Okay now I get what you meant!
a = mg-N/m
a = g-N/m m is negligible
therefore a = g.
but if m where not negligible how would I infer 'a' in that case?

 

[haruspex]

a = g-N/m

Right.

m is negligible

No, that is not going to help. m is small, but we don't know what it is in relation to N.
Use the fact that N≥0, as I told you.

 

[Rahulrj]

Right.

No, that is not going to help. m is small, but we don't know what it is in relation to N.
Use the fact that N≥0, as I told you.

From that fact I can only say 'a' is going to be negative or do you mean a substitution for N?

 

[haruspex]

From that fact I can only say 'a' is going to be negative or do you mean a substitution for N?

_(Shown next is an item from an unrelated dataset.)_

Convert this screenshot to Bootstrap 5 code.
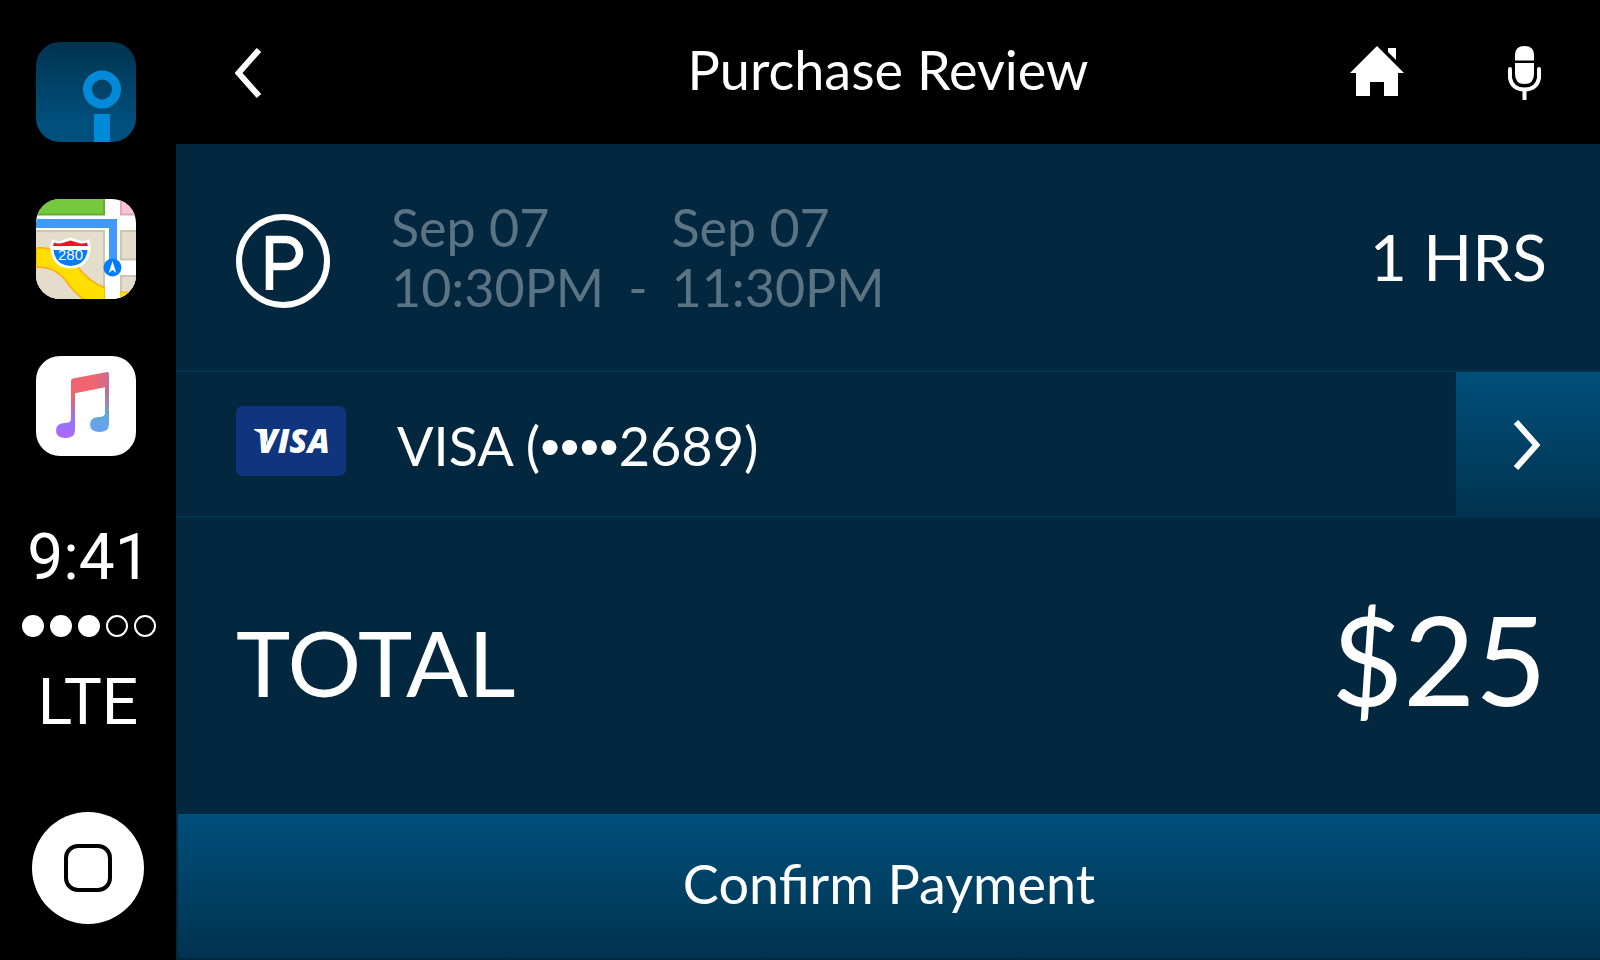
<!DOCTYPE html>
<html lang="en">
<head>
<meta charset="utf-8">
<meta name="viewport" content="width=device-width, initial-scale=1">
<title>Purchase Review</title>
<link rel="stylesheet" href="https://cdn.jsdelivr.net/npm/bootstrap@5.3.0/dist/css/bootstrap.min.css">
<style>
  body { background: #000; color: #fff; font-family: Lato, "Open Sans", sans-serif; line-height: 1; }
  svg { display: block; }
  .btn.plain, .btn.blue { --bs-btn-padding-x: 0; --bs-btn-padding-y: 0; --bs-btn-border-width: 0; --bs-btn-border-radius: 0; --bs-btn-line-height: 1; --bs-btn-color: #fff; --bs-btn-hover-color: #fff; --bs-btn-active-color: #fff; }
  .side-rail { width: 176px; padding: 42px 0 36px; font-family: Roboto, "Liberation Sans", sans-serif; }
  .apps { gap: 57px; padding-right: 4px; }
  .clock, .network { font-size: 64px; line-height: 64px; font-weight: 400; }
  .clock { margin-top: 70px; padding-left: 2px; }
  .signal { gap: 6px; margin: 25px 0 34px 2px; }
  .signal i { width: 22px; height: 22px; border: 2px solid #fff; border-radius: 50%; }
  .signal i.on { background: #fff; }
  .panel { background: #03273f; }
  .top-bar { height: 144px; background: #000; padding: 2px 59px 0; }
  .top-bar .end { flex: 1 1 0; }
  .title-text, .card-text-line, .btn.confirm { font-size: 54px; line-height: 64px; font-weight: 400; }
  .title-text { padding-bottom: 6px; }
  .icons { gap: 104px; }
  .booking { height: 226px; padding: 8px 53px 0 60px; }
  .times { font-size: 52px; line-height: 60px; color: #5a7484; margin-left: 61px; gap: 24px; padding-bottom: 8px; }
  .hours { font-size: 64px; line-height: 72px; padding-bottom: 8px; }
  .method { height: 148px; border: solid #00334e; border-width: 2px 0; padding-left: 60px; }
  .card-logo { padding-bottom: 6px; }
  .card-text-line { margin-left: 51px; padding-top: 4px; }
  .masked { font-family: "Liberation Sans", sans-serif; font-size: 56px; line-height: 1; }
  .btn.blue { background: linear-gradient(#004f7b, #00334f); }
  .btn.more { width: 144px; padding: 2px 4px 0 0; }
  .sum { padding: 0 53px 8px 60px; }
  .sum-label { font-size: 92px; line-height: 100px; }
  .sum-value { font-size: 124px; line-height: 136px; padding-bottom: 8px; }
  .btn.confirm { height: 144px; margin: 0 0 2px 2px; padding-bottom: 4px; }
</style>
</head>
<body>
<div class="d-flex min-vh-100">
  <aside class="side-rail d-flex flex-column align-items-center flex-shrink-0">
    <nav class="apps d-flex flex-column" aria-label="Apps">
      <button class="btn plain" type="button" aria-label="Parking">
        <svg width="100" height="100" viewBox="0 0 100 100">
          <defs><linearGradient id="g1" x1="0" y1="0" x2="0" y2="1"><stop offset="0" stop-color="#00334e"/><stop offset=".8" stop-color="#00507d"/></linearGradient></defs>
          <rect width="100" height="100" rx="24" fill="url(#g1)"/>
          <circle cx="66" cy="47.500" r="14.500" fill="none" stroke="#008ad8" stroke-width="9"/>
          <path d="M58 72h16v28H58z" fill="#008ad8"/>
        </svg>
      </button>
      <button class="btn plain" type="button" aria-label="Maps">
        <svg width="100" height="100" viewBox="0 0 100 100">
          <clipPath id="c"><rect width="100" height="100" rx="24"/></clipPath>
          <g clip-path="url(#c)">
            <path d="M0 0h100v100H0z" fill="#fff"/>
            <path d="M0 0h69v16.500H0z" fill="#63ad31"/><path d="M0 0h67v14.500H0z" fill="#76c83c"/>
            <path d="M84 0h16v16.500H84z" fill="#dba9b8"/><path d="M86 0h14v14.500H86z" fill="#fac3d2"/>
            <path d="M0 31h69v69H0z" fill="#cbc5b5"/><path d="M0 33h67v67H0z" fill="#e4ddcb"/>
            <path d="M84 31h16v30.500H84z" fill="#cbc5b5"/><path d="M86 33h14v26.500H86z" fill="#e4ddcb"/>
            <path d="M84 76h16v24H84z" fill="#cbc5b5"/><path d="M86 78h14v22H86z" fill="#e4ddcb"/>
            <path d="M0 49Q9 48 17 51L42 68Q52 82 69 89V102H50Q38 94 30 82Q18 67 0 68.500z" fill="#ffde00" stroke="#ffaa18" stroke-width="1.500"/>
            <path d="M84 93h18v10H84z" fill="#ffde00" stroke="#ffaa18"/>
            <path d="M69 31h15v69H69z" fill="#fff"/>
            <path d="M0 20h81v42h-8V29H0z" fill="#4099ff"/>
            <path d="M16.500 40q5 4 10 1l8-2.500 8 2.500q5 3 10-1q3 5 2 11q-2 18-20 18.500Q17 69 14.500 51Q13.500 45 16.500 40z" fill="#fff"/>
            <path d="M18 43.500q5 2 10 0l6.500-2 6.500 2q5 2 10 0l1 3.500H17z" fill="#de1c27"/>
            <path d="M17.500 51h34q-1.500 15-17 16Q19 66 17.500 51z" fill="#007dff"/>
            <text x="34.500" y="60.500" text-anchor="middle" font-family="Liberation Sans, sans-serif" font-size="15" fill="#fff">280</text>
            <circle cx="76.500" cy="68.500" r="9" fill="#007dff"/>
            <path d="M76.500 62l3.800 12-3.800-3-3.800 3z" fill="#fff"/>
          </g>
        </svg>
      </button>
      <button class="btn plain" type="button" aria-label="Music">
        <svg width="100" height="100" viewBox="0 0 100 100">
          <defs><linearGradient id="g2" x1="0" y1="0" x2="0" y2="1"><stop offset=".25" stop-color="#f06470"/><stop offset=".7" stop-color="#9372ff"/><stop offset="1" stop-color="#b06af0"/></linearGradient>
          <linearGradient id="g3" x1="0" y1="0" x2="0" y2="1"><stop offset="0" stop-color="#e8667c"/><stop offset=".25" stop-color="#c46c92"/><stop offset=".7" stop-color="#60a8dc"/><stop offset="1" stop-color="#68a0f4"/></linearGradient>
          <linearGradient id="g4"><stop offset=".55" stop-color="#f06470"/><stop offset="1" stop-color="#cf6b90"/></linearGradient></defs>
          <rect width="100" height="100" rx="24" fill="#fff"/>
          <path d="M35 26h4v48q0 8-9.500 8-9.500 0-9.500-7.500 0-7.500 9-7.500 6 0 6-4z" fill="url(#g2)"/>
          <path d="M69 20h4v48q0 8-9.500 8-9.500 0-9.500-7.500 0-7.500 9-7.500 6 0 6-4z" fill="url(#g3)"/>
          <path d="M35 25q0-2 2-2.400l34-6.500q2-.3 2 2V32l-4-.8-30 6.100V40h-4z" fill="url(#g4)"/>
        </svg>
      </button>
    </nav>
    <div class="clock">9:41</div>
    <div class="signal d-flex" role="img" aria-label="Signal 3 of 5"><i class="on"></i><i class="on"></i><i class="on"></i><i></i><i></i></div>
    <div class="network">LTE</div>
    <button class="btn plain mt-auto" type="button" aria-label="Home screen">
      <svg width="112" height="112" viewBox="0 0 112 112"><circle cx="56" cy="56" r="56" fill="#fff"/><rect x="34" y="34" width="44" height="44" rx="12" fill="none" stroke="#000" stroke-width="4"/></svg>
    </button>
  </aside>
  <main class="panel d-flex flex-column flex-grow-1">
    <header class="top-bar d-flex align-items-center">
      <div class="end"><button class="btn plain" type="button" aria-label="Back"><svg width="27" height="50" viewBox="0 0 27 50"><path d="M24 2L3.500 25 24 48" fill="none" stroke="#fff" stroke-width="6"/></svg></button></div>
      <h1 class="title-text m-0">Purchase Review</h1>
      <div class="icons end d-flex justify-content-end">
        <button class="btn plain" type="button" aria-label="Home"><svg width="54" height="54" viewBox="0 0 54 54"><path d="M27 0l27 27h-6v23H34V36H20v14H6V27H0zM38 2h8v12l-8-8z" fill="#fff"/></svg></button>
        <button class="btn plain" type="button" aria-label="Voice"><svg width="33" height="54" viewBox="0 0 33 54"><path d="M7 14.500V9q0-9 9.500-9T26 9v5.500zM7 17h19v11q0 10-9.500 10T7 28z" fill="#fff"/><path d="M2 23v9q2 11.500 14.500 11.500T31 32v-9" fill="none" stroke="#fff" stroke-width="4" stroke-linecap="round"/><path d="M14.500 43h4v11h-4z" fill="#fff"/></svg></button>
      </div>
    </header>
    <section class="booking d-flex align-items-center">
      <svg width="94" height="94" viewBox="0 0 94 94" role="img" aria-label="Parking"><circle cx="47" cy="47" r="44" fill="none" stroke="#fff" stroke-width="6"/><path d="M33.500 76V25.500H50a13.500 13.500 0 0 1 0 27H33.500" fill="none" stroke="#fff" stroke-width="7.500"/></svg>
      <div class="times d-flex align-items-end"><div>Sep 07<br>10:30PM</div><div>-</div><div>Sep 07<br>11:30PM</div></div>
      <div class="hours ms-auto">1 HRS</div>
    </section>
    <section class="method d-flex align-items-center">
      <div class="card-logo"><svg width="110" height="70" viewBox="0 0 110 70" role="img" aria-label="Visa"><rect width="110" height="70" rx="7" fill="#10357f"/><text x="57.500" y="47" text-anchor="middle" font-family="Open Sans, sans-serif" font-weight="800" font-style="italic" font-size="33" fill="#fff">VISA</text><path d="M18 23h13l1 17q-2-11-14-16z" fill="#fff"/></svg></div>
      <div class="card-text-line">VISA (<span class="masked">••••</span>2689)</div>
      <button class="btn blue more ms-auto align-self-stretch d-flex align-items-center justify-content-center" type="button" aria-label="Change card"><svg width="27" height="50" viewBox="0 0 27 50"><path d="M3 2l20.500 23L3 48" fill="none" stroke="#fff" stroke-width="6"/></svg></button>
    </section>
    <section class="sum d-flex align-items-center justify-content-between flex-grow-1">
      <div class="sum-label">TOTAL</div>
      <div class="sum-value">$25</div>
    </section>
    <button class="btn blue confirm" type="button">Confirm Payment</button>
  </main>
</div>
<script src="https://cdn.jsdelivr.net/npm/bootstrap@5.3.0/dist/js/bootstrap.bundle.min.js"></script>
</body>
</html>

I get the feeling you do not know how to work with inequalities.
You have a = g-N/m and N≥0. So -N/m≤0. Adding g to each side, g-N/m≤g.

 

[Vibhor]

You have a = g-N/m and N≥0. So -N/m≤0. Adding g to each side, g-N/m≤g.

Alternatively ,

since N≥ 0 , m(g - a) ≥ 0 or a≤g

 

[Rahulrj]

I get the feeling you do not know how to work with inequalities.
You have a = g-N/m and N≥0. So -N/m≤0. Adding g to each side, g-N/m≤g.

I have not had much practice with inequalities so when I come across a problem that requires it, that idea does not strike through although I know how to work out inequalities such as this. Also how would the equation vary if I was to write it for a coin that is placed less than 2/3 L of the rod?
Specifically what in this equation, N-mg=-ma would change?

 

[haruspex]

what in this equation, N-mg=-ma would change?

Nothing in that equation would change. It would still be true that since N≥0 it must that a ≤ g.
The difference would be that the acceleration of the part of the rod it is on would be < g, implying N > 0.

 

[Rahulrj]

Nothing in that equation would change. It would still be true that since N≥0 it must that a ≤ g.
The difference would be that the acceleration of the part of the rod it is on would be < g, implying N > 0.

So a more specific value for acceleration cannot be inferred then? or is it correct to write the normal force on the coin at the part of rod with the rod's value of g at that point since they are going to be sticking onto the rod?